Input data:
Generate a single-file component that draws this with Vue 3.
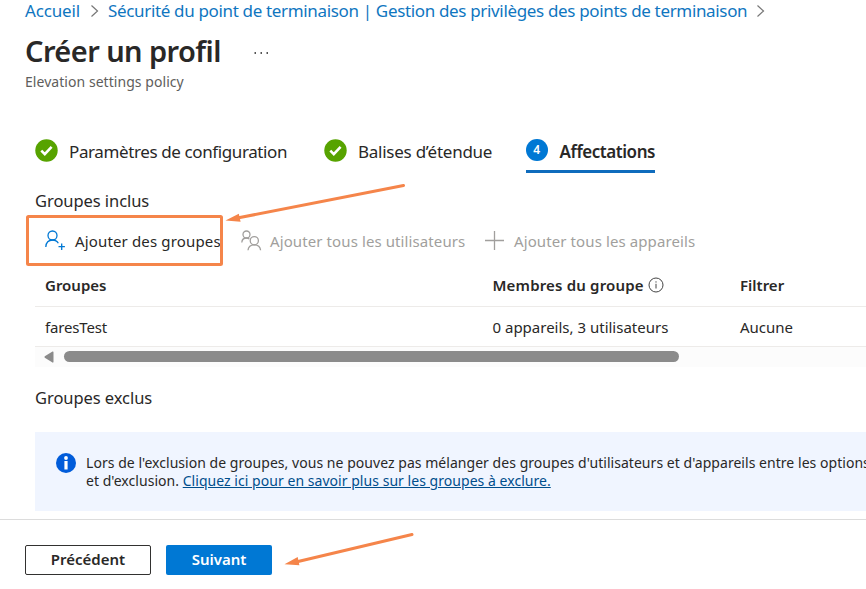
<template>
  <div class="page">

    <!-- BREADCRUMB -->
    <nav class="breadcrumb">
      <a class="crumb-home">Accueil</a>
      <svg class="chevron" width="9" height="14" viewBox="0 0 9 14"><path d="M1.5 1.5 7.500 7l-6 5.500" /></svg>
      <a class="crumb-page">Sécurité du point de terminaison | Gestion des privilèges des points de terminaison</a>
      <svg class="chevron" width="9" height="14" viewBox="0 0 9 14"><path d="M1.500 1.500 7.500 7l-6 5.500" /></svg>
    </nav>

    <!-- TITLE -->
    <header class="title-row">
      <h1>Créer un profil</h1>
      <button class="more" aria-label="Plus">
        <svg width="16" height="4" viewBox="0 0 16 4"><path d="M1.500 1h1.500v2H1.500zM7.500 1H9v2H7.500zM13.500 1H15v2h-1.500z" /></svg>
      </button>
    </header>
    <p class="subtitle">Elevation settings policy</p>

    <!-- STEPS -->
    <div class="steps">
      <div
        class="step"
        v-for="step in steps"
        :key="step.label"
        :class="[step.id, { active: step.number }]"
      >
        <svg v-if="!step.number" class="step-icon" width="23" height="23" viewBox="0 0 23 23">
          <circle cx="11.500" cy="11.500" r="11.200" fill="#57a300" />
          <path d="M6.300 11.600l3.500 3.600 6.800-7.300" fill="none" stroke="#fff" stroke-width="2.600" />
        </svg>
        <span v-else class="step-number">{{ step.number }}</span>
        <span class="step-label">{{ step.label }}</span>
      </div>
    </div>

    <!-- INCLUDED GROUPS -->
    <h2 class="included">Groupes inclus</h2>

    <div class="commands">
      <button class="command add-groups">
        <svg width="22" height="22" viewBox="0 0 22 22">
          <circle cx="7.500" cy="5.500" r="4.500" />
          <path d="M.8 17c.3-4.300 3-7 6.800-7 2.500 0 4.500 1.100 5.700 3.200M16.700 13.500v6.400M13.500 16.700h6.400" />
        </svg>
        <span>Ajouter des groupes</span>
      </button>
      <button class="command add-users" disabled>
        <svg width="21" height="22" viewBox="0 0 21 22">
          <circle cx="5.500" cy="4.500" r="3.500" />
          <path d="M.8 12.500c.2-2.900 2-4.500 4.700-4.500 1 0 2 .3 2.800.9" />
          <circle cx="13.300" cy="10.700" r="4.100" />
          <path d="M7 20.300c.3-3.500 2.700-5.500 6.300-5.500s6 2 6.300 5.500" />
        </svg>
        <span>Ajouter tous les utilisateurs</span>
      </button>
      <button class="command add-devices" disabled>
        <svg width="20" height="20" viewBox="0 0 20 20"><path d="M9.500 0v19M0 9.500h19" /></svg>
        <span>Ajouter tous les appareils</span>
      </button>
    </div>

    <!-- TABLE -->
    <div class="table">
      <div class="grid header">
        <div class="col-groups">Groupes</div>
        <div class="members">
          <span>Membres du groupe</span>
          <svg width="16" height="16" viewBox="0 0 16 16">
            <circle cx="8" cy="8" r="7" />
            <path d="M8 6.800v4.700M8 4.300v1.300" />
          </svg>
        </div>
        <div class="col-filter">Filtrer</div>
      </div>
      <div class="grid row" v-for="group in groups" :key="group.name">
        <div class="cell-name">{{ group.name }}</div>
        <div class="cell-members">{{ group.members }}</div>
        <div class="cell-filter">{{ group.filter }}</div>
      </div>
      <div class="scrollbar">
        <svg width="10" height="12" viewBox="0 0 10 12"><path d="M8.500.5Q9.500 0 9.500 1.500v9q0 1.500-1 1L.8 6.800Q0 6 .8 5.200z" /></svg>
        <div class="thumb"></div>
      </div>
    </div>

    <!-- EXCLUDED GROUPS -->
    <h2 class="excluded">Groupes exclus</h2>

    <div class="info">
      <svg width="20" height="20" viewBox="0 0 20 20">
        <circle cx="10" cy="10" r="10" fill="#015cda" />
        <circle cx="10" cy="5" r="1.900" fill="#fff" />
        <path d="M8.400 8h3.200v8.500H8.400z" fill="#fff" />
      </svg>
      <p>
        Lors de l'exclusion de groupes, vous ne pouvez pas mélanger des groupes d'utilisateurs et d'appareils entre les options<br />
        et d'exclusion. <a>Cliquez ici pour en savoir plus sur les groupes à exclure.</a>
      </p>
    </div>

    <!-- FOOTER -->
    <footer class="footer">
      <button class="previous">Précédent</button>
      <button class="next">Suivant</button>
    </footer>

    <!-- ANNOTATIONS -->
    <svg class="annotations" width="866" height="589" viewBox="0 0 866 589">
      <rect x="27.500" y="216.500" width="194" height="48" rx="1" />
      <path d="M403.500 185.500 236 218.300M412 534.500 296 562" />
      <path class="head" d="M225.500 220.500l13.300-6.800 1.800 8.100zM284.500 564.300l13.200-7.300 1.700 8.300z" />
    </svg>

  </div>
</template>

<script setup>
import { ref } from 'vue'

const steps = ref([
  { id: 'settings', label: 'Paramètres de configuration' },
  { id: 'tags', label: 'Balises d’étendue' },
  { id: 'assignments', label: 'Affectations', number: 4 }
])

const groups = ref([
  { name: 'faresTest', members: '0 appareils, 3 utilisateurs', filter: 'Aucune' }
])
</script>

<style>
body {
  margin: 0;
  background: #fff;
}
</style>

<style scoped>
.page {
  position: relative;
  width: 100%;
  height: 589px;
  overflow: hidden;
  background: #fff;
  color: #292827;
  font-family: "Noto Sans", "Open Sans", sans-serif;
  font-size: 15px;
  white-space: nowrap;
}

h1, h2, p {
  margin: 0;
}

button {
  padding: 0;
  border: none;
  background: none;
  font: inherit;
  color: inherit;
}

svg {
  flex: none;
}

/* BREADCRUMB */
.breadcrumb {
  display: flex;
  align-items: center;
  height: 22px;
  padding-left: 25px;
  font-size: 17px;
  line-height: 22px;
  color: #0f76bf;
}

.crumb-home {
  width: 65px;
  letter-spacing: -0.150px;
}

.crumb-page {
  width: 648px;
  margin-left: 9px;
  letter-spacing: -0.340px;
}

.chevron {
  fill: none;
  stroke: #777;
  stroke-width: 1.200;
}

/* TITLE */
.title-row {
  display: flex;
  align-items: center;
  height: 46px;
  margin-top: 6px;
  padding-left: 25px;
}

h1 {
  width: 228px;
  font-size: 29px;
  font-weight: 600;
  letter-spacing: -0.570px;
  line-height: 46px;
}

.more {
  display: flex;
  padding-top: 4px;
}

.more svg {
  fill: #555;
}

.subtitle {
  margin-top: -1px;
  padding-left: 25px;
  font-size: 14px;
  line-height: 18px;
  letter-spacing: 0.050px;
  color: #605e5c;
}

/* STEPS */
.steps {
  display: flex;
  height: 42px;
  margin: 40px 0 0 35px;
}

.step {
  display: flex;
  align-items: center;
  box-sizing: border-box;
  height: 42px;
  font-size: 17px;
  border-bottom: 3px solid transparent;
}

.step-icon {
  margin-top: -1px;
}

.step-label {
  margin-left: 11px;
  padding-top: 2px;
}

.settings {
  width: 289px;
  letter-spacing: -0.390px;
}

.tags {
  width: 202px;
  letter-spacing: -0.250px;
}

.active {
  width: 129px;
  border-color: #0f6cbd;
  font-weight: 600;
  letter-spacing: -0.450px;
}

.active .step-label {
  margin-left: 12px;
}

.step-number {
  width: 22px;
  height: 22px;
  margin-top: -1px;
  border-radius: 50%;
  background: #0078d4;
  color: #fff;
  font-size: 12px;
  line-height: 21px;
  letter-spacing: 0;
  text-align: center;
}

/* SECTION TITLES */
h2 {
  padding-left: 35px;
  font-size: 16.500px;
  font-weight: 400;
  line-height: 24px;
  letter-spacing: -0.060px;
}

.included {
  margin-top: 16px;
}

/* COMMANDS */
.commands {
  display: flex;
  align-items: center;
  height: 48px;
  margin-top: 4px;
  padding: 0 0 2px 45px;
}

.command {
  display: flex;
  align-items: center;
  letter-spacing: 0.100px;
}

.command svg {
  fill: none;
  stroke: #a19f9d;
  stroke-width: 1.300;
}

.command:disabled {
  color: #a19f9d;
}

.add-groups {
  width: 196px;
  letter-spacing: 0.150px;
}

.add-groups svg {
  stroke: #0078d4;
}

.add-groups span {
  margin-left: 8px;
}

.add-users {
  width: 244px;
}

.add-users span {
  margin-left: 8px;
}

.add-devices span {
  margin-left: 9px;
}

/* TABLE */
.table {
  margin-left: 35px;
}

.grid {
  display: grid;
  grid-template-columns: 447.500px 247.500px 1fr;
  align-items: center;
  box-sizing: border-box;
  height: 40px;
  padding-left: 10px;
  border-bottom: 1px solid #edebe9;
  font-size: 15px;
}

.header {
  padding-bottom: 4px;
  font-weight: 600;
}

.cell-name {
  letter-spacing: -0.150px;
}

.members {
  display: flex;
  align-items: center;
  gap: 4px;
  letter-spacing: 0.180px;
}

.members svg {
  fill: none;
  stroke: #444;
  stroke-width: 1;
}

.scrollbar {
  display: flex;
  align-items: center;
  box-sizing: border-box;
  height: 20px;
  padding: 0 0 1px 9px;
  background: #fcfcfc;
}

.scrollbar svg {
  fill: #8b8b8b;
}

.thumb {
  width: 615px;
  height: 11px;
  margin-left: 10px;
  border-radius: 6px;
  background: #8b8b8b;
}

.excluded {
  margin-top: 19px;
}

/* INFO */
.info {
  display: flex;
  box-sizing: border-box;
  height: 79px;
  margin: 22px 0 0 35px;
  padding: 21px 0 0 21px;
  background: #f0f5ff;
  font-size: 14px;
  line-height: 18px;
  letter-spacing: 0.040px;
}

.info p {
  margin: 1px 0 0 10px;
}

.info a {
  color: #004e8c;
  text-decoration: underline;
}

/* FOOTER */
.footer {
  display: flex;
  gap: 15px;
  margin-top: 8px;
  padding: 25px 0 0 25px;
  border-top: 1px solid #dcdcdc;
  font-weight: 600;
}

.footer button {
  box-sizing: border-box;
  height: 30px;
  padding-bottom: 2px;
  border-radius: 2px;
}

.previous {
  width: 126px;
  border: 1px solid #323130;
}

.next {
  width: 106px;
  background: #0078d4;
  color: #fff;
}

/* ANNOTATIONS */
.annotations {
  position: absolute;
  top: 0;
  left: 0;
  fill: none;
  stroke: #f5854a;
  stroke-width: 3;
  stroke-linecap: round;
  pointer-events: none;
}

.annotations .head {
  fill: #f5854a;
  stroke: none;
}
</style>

...

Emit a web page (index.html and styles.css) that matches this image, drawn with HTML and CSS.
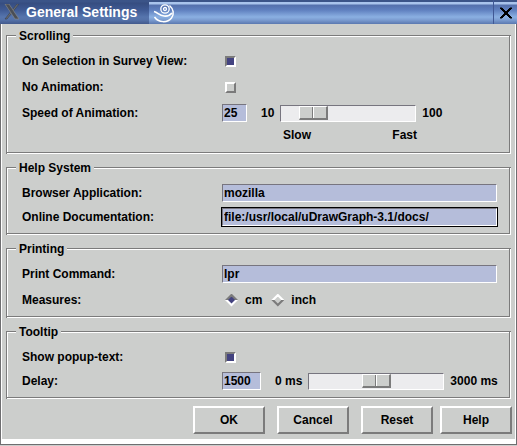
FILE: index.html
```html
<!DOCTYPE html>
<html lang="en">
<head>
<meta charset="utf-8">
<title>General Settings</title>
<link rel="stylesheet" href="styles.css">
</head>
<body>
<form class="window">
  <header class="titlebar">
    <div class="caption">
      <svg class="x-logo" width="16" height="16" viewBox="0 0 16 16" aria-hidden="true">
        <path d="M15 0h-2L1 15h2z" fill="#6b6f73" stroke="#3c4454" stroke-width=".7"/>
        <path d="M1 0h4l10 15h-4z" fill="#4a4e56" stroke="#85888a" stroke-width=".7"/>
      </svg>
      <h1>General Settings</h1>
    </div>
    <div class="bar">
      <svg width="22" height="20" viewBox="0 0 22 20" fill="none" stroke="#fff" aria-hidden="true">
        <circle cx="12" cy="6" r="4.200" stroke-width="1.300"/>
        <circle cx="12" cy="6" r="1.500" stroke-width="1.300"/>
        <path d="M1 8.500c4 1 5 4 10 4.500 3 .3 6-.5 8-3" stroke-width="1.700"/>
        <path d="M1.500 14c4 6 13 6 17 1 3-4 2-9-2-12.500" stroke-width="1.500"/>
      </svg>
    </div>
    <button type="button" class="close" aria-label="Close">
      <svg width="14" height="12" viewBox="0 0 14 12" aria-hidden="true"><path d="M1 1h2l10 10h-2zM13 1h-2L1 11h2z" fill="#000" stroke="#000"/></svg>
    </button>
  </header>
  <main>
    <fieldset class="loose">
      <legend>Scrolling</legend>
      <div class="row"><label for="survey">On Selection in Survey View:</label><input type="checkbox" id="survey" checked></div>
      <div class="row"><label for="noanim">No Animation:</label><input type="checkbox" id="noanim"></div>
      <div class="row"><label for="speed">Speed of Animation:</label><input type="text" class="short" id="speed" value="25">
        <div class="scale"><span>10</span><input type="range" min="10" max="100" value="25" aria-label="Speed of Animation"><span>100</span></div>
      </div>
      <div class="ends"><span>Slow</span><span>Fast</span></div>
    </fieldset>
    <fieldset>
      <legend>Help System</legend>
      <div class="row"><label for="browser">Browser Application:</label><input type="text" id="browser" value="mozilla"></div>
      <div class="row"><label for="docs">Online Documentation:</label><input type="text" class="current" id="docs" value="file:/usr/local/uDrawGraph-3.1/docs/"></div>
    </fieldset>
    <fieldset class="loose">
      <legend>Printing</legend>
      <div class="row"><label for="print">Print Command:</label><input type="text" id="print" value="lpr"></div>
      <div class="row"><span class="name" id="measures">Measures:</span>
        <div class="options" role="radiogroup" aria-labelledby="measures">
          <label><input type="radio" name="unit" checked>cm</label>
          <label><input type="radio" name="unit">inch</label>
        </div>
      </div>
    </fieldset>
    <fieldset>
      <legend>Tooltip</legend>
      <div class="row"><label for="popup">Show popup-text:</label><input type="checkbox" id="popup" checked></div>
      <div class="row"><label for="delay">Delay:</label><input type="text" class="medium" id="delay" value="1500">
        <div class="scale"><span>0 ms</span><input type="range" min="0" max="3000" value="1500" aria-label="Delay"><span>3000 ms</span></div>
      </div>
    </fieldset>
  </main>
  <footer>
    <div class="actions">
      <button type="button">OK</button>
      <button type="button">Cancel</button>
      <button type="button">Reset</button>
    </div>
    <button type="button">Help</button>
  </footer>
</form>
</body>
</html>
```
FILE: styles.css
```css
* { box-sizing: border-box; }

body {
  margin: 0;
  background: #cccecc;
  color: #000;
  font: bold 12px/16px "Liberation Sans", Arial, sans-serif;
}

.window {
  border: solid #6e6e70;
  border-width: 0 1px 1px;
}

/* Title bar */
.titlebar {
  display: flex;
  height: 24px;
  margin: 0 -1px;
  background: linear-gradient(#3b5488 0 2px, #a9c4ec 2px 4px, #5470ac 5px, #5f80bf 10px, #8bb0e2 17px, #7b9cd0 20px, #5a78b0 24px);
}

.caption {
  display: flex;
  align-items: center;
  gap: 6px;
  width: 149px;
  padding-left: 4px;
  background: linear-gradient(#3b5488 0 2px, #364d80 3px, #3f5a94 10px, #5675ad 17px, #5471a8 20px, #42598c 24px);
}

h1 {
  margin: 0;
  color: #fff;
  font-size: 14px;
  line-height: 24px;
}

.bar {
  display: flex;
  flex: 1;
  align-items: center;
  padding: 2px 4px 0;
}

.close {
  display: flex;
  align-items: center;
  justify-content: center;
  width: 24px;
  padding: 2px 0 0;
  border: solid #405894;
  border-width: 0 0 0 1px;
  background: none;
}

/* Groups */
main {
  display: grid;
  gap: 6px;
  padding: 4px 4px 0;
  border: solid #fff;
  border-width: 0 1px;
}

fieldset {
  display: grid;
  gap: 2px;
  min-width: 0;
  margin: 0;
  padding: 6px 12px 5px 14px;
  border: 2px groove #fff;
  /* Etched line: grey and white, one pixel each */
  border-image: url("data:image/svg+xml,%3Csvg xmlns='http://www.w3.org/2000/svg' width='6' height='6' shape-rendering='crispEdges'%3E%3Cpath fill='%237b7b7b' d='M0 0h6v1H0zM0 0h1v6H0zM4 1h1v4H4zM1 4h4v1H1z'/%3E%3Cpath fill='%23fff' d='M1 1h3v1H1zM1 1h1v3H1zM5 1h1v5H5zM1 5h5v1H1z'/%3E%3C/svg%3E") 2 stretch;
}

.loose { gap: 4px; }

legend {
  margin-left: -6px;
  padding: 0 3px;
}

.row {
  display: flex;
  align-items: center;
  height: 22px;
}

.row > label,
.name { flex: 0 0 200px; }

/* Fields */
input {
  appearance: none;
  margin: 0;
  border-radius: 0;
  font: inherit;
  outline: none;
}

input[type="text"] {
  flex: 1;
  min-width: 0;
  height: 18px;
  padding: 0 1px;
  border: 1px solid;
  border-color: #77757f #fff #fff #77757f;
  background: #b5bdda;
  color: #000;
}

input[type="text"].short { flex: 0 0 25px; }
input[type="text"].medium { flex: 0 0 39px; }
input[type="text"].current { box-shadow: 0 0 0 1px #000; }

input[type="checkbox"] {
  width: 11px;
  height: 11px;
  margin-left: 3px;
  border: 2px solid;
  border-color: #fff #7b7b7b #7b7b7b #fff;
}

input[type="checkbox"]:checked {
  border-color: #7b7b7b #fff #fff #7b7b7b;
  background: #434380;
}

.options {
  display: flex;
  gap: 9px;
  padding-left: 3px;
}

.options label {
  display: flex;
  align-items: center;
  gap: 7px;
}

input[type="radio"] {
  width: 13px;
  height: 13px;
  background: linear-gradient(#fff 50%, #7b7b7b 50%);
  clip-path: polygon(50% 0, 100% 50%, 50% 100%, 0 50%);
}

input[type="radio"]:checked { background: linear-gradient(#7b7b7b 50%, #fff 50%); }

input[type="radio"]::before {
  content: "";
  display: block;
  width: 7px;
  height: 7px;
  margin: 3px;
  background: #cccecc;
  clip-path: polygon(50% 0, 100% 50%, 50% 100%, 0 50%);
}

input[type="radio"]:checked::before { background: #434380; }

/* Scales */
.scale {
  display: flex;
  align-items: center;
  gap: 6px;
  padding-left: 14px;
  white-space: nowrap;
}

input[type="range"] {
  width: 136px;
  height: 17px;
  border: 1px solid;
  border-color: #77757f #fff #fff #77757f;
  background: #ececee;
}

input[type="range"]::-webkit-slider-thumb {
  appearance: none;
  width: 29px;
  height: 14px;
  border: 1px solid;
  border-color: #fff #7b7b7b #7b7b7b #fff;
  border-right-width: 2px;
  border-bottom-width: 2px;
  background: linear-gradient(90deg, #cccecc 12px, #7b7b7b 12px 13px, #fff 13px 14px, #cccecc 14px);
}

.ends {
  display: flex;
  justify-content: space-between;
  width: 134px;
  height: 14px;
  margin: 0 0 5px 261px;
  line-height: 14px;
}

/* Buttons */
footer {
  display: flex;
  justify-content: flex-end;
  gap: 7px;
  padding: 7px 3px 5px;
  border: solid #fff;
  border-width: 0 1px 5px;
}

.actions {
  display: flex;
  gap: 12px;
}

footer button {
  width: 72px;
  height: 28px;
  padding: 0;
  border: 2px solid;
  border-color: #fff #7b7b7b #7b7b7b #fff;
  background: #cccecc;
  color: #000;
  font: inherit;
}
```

Given task:
Each line that contains the string "with" counts once; report how many such lines the entries have, giving only the number.

Answer to the exercise:
2